A new platform used by Aviva employees is expected to help the company generate carbon and energy savings.
Utilidex’s cloud based solution is live at the insurance company’s sites across the UK and brings together different energy information to a single hub in real time.
Karyn Peacocke, Director of Corporate Partnership at Utilidex told ELN the platform – which combines energy procurement, bill validation and energy management – allows businesses to unlock value within their energy systems and supply chain.
She adds the company is working with Aviva’s employees to interpret really complex energy data: “In each of their locations, they have dashboards which display energy information in real time so employees can see how their behaviour is affecting the carbon and energy being used in the building.
“We’re asking them to look at what their target was in terms of carbon for the day, week and year. Then look at how the building is being used by colleagues and visitors to influence that.”
The data provided is said to have helped Aviva reduce energy use by up to 15% so far. The company has set a 40% target by 2020 and 50% by 2030.
Ms Peacocke states: “The energy manager in Norwich has 30-40 sites located across the UK. He can’t be in each one so he has remote access to the dashboards. He can direct communications to those dashboards. Before a long weekend for example, they run a programme called the Big Switch Off, which is reminding colleagues to completely switch off their computers and equipment and is a full shut down of the building.
“By Tuesday morning, they can see which building achieved the shut off target and which one didn’t. Evenings and weekends are 70% of the week and saving energy at these times can have a great impact on your carbon and energy budgets.”
She adds businesses are installing energy efficiency measures such as solar panels and LEDs and while they will achieve good savings with that, “there’s still a tranche of savings that can be found as a result of behaviour change once you’ve made those installations”.
Ms Peacocke gives her three top tips on how firms can save energy: “First one is you need to bring your energy information together, your procurement information along with your energy usage so you get a very clear understanding of how much energy is costing you in any single half hour in the day at any single site.

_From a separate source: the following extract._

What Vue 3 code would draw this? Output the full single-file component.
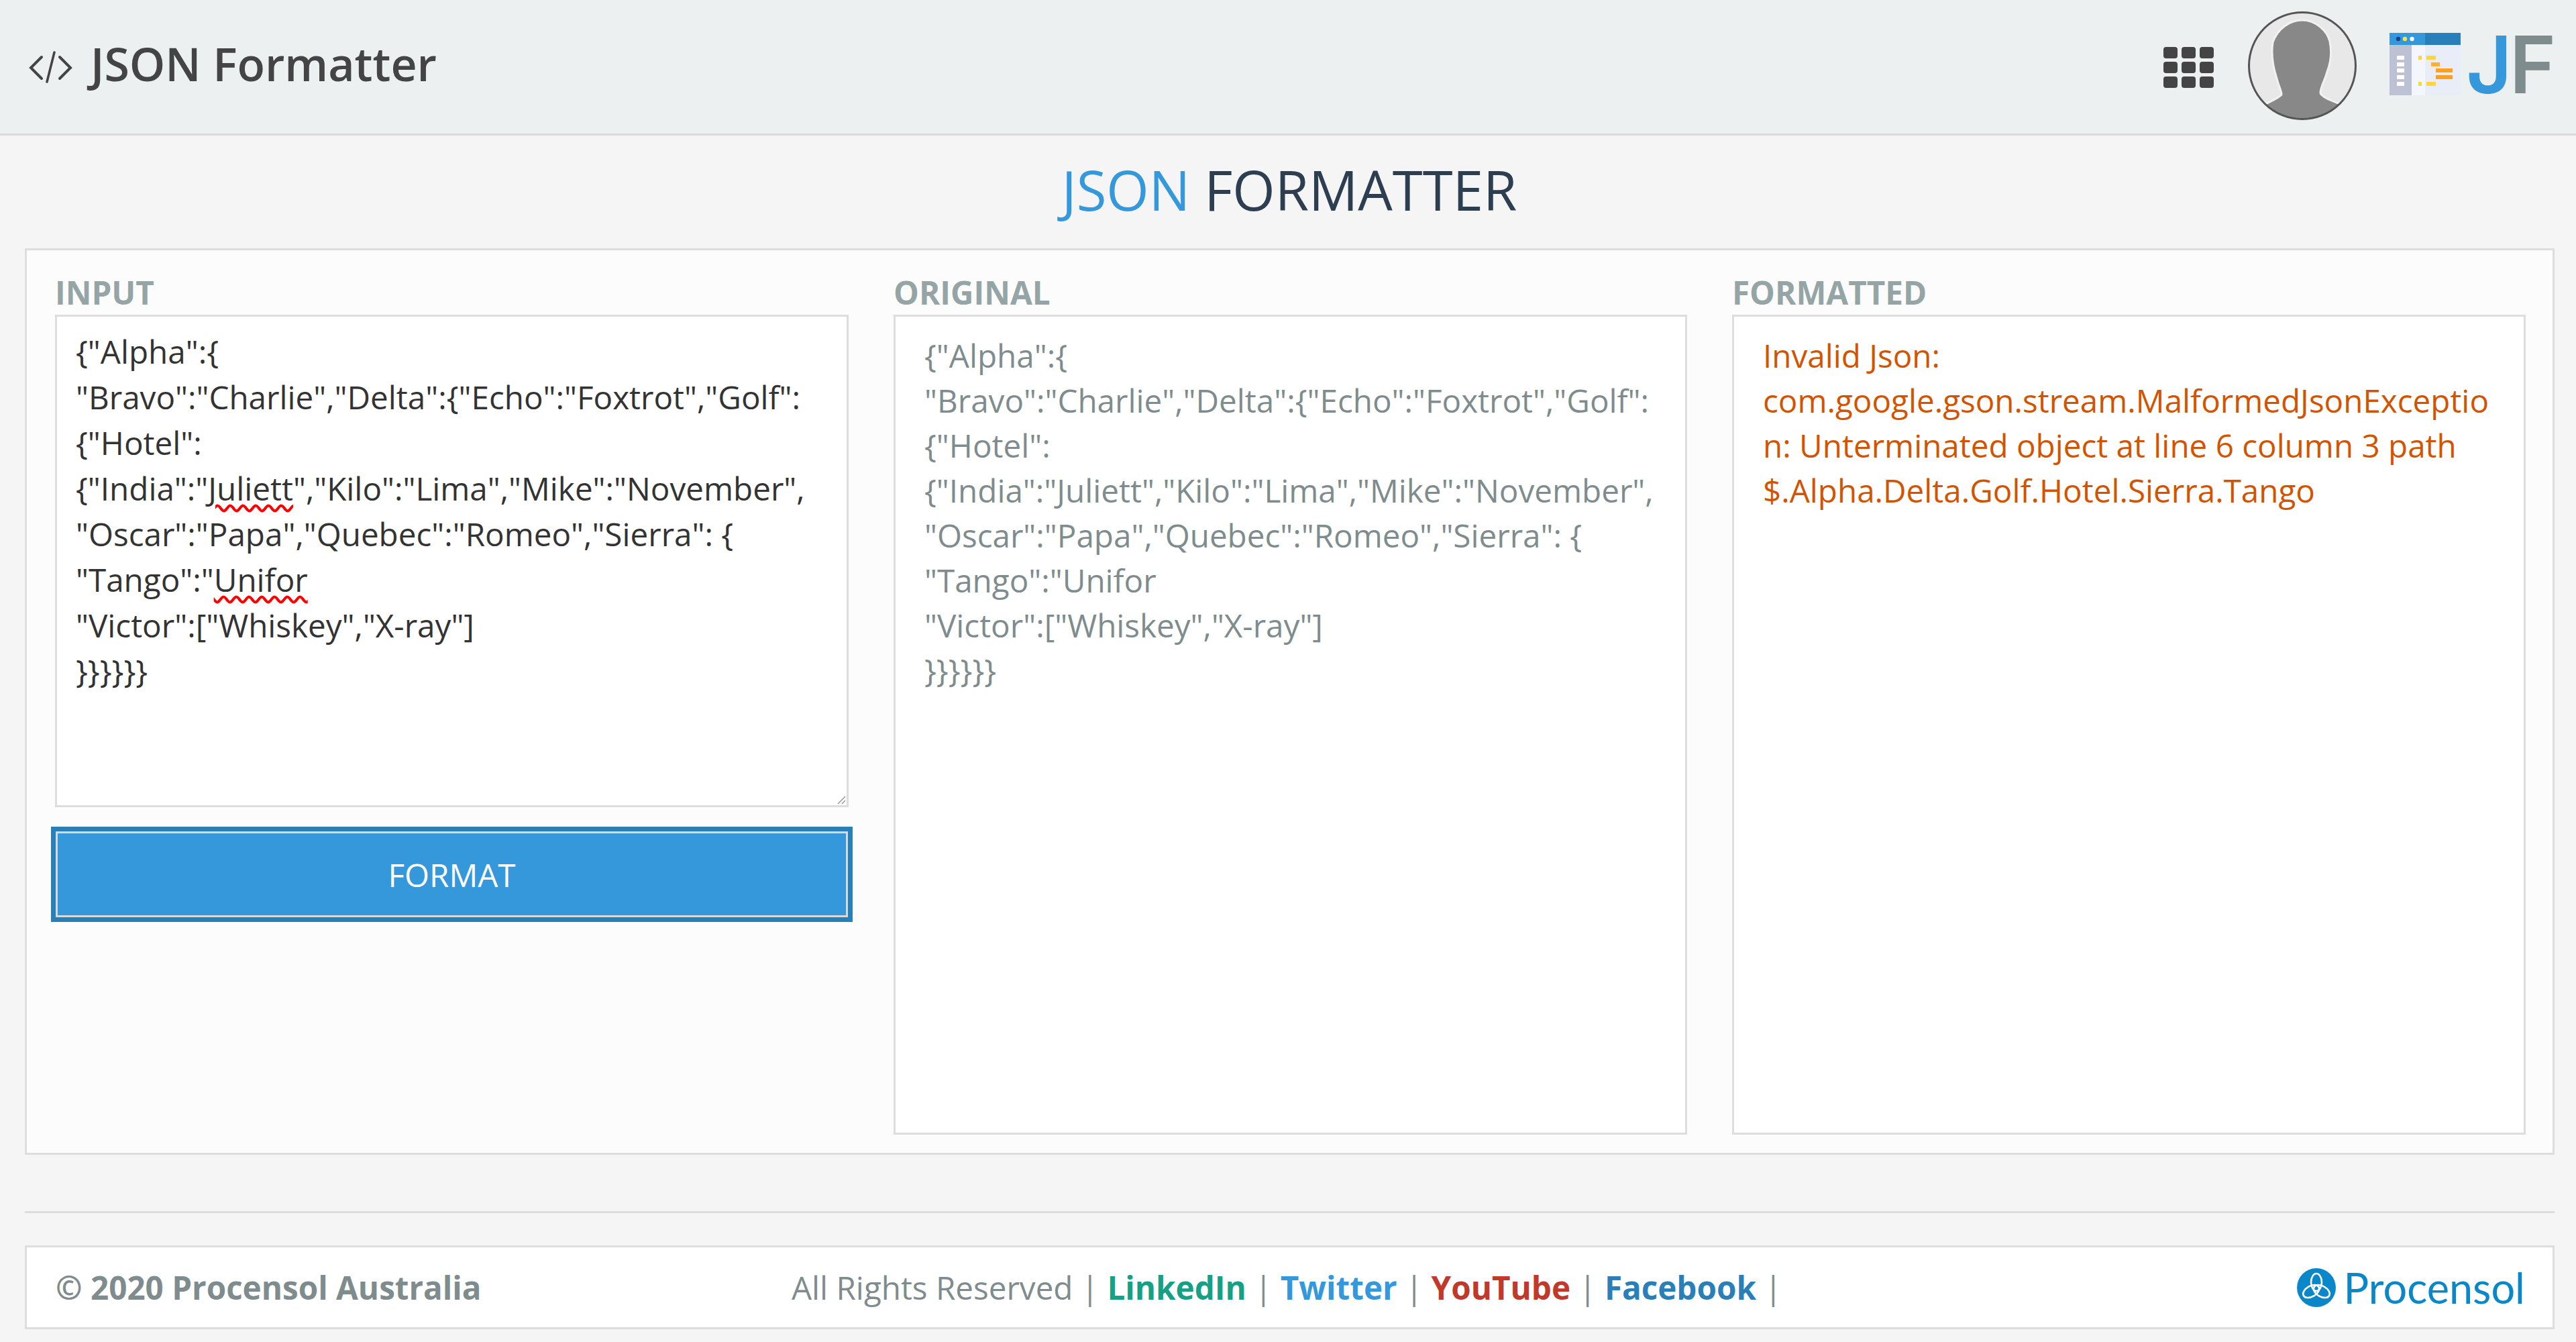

“Secondly, businesses need to engage stakeholders at all levels. Not only do you need to ask the board for investment in new technologies, you also need to be down on the shop floor and understand who has the ability to make changes in the way they go about their day and can identify other savings that can be had.
“Thirdly, a lot of companies’ energy teams are small. For the vast majority of organisations, they have a single person or a very small team that are responsible for this. For those people, I would strongly suggest that technology be leveraged so it will make their job easier. Use a software that is intelligent, one which can both identify issues and opportunities for savings. Let technology do the work – it’s like having a massive team working for you, 24 hours a day.”